About placement groups
Tracking object placement on a per-object basis within a pool is computationally expensive at scale. To facilitate high performance at scale, Ceph subdivides a pool into placement groups, assigns each individual object to a placement group, and assigns the placement group to a primary OSD. If an OSD fails or the cluster re-balances, Ceph can move or replicate an entire placement group, meaning all of the objects in the placement groups, without having to address each object individually. This allows a Ceph cluster to re-balance or recover efficiently.
When CRUSH assigns a placement group to an OSD, it calculates a series of OSDs—the first being
the primary. The osd_pool_default_size setting minus 1 for
replicated pools, and the number of coding chunks M for erasure-coded pools
determine the number of OSDs storing a placement group that can fail without losing data
permanently. Primary OSDs use CRUSH to identify the secondary OSDs and copy the placement group’s
contents to the secondary OSDs.

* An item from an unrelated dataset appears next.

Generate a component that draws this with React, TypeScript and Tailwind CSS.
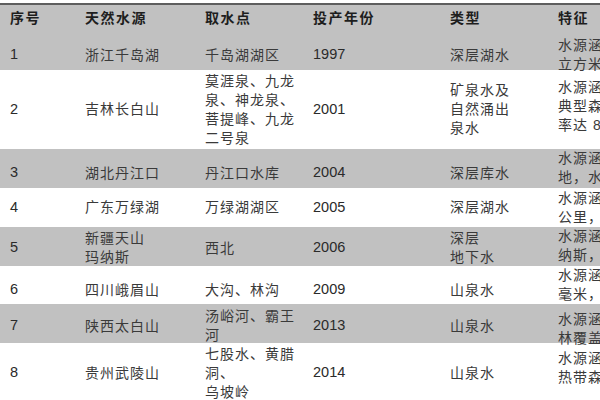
import React from "react";

type Cell = string | string[];
type Row = {
  no: string;
  src: Cell;
  point: Cell;
  year: string;
  type: Cell;
  feat: string[];
  h: string;
  gray: boolean;
  featShift: string;
};

const rows: Row[] = [
  { no: "1", src: "浙江千岛湖", point: "千岛湖湖区", year: "1997", type: "深层湖水", feat: ["水源涵养区面积", "立方米，水质优良"], h: "h-[34px]", gray: true, featShift: "" },
  { no: "2", src: "吉林长白山", point: ["莫涯泉、九龙", "泉、神龙泉、", "菩提峰、九龙", "二号泉"], year: "2001", type: ["矿泉水及", "自然涌出", "泉水"], feat: ["水源涵养区位于", "典型森林生态系统", "率达 80%以上"], h: "h-[79px]", gray: false, featShift: "pb-[6px]" },
  { no: "3", src: "湖北丹江口", point: "丹江口水库", year: "2004", type: "深层库水", feat: ["水源涵养区位于", "地，水质优良"], h: "h-[39px]", gray: true, featShift: "pb-[10px]" },
  { no: "4", src: "广东万绿湖", point: "万绿湖湖区", year: "2005", type: "深层湖水", feat: ["水源涵养区面积", "公里，水质优良"], h: "h-[39px]", gray: false, featShift: "" },
  { no: "5", src: ["新疆天山", "玛纳斯"], point: "西北", year: "2006", type: ["深层", "地下水"], feat: ["水源涵养区位于", "纳斯，水质优良"], h: "h-[39px]", gray: true, featShift: "pb-[4px]" },
  { no: "6", src: "四川峨眉山", point: "大沟、林沟", year: "2009", type: "山泉水", feat: ["水源涵养区年降", "毫米，水质优良"], h: "h-[38px]", gray: false, featShift: "pb-[10px]" },
  { no: "7", src: "陕西太白山", point: ["汤峪河、霸王", "河"], year: "2013", type: "山泉水", feat: ["水源涵养区位于", "林覆盖率高"], h: "h-[39px]", gray: true, featShift: "pt-[6px]" },
  { no: "8", src: "贵州武陵山", point: ["七股水、黄腊", "洞、", "乌坡岭"], year: "2014", type: "山泉水", feat: ["水源涵养区位于", "热带森林地区"], h: "h-[60px]", gray: false, featShift: "pb-[10px]" },
];

function Lines({ c }: { c: Cell }) {
  const arr = Array.isArray(c) ? c : [c];
  return (
    <div className="flex flex-col leading-[19px] whitespace-nowrap">
      {arr.map((l, i) => (
        <span key={i}>{l}</span>
      ))}
    </div>
  );
}

const cjk = "text-[14px] tracking-[1px] text-[#3a3a3a]";
const num = "text-[14.5px] tracking-normal text-[#2a2a2a]";

export default function App() {
  return (
    <div className="w-[600px] h-[400px] overflow-hidden bg-white font-['Liberation_Sans','Noto_Sans_CJK_SC',sans-serif]">
      <div className="h-[3px]" />
      <div className="h-[2px] bg-[#5e5e5e]" />
      <div className="w-[700px]">
        <div className="grid grid-cols-[75px_120px_108px_137px_108px_152px] h-[31px] bg-[#c1c1c1] items-center font-bold text-[14px] tracking-[1.5px] text-[#1e1e1e] pb-[4px]">
          <div className="pl-[10px]">序号</div>
          <div className="pl-[10px]">天然水源</div>
          <div className="pl-[10px]">取水点</div>
          <div className="pl-[10px]">投产年份</div>
          <div className="pl-[10px]">类型</div>
          <div className="pl-[10px]">特征</div>
        </div>
        {rows.map((r) => (
          <div
            key={r.no}
            className={`grid grid-cols-[75px_120px_108px_137px_108px_152px] items-center ${r.h} ${r.gray ? "bg-[#c1c1c1]" : "bg-white"}`}
          >
            <div className={`pl-[10px] ${num}`}>{r.no}</div>
            <div className={`pl-[10px] ${cjk}`}>
              <Lines c={r.src} />
            </div>
            <div className={`pl-[10px] ${cjk}`}>
              <Lines c={r.point} />
            </div>
            <div className={`pl-[10px] ${num}`}>{r.year}</div>
            <div className={`pl-[10px] ${cjk}`}>
              <Lines c={r.type} />
            </div>
            <div className={`pl-[10px] ${cjk} ${r.featShift}`}>
              <Lines c={r.feat} />
            </div>
          </div>
        ))}
      </div>
    </div>
  );
}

For example, if CRUSH assigns an object to a placement group, and
the placement group is assigned to OSD 5 as the primary OSD, if CRUSH calculates that OSD 1 and OSD
8 are secondary OSDs for the placement group, the primary OSD 5 will copy the data to OSDs 1 and 8.
By copying data on behalf of clients, Ceph simplifies the client interface and reduces the client
workload. The same process allows the Ceph cluster to recover and rebalance dynamically.
When the primary OSD fails and gets marked out of the cluster, CRUSH assigns the placement group
to another OSD, which receives copies of objects in the placement group. Another OSD in the
Up Set will assume the role of the primary OSD.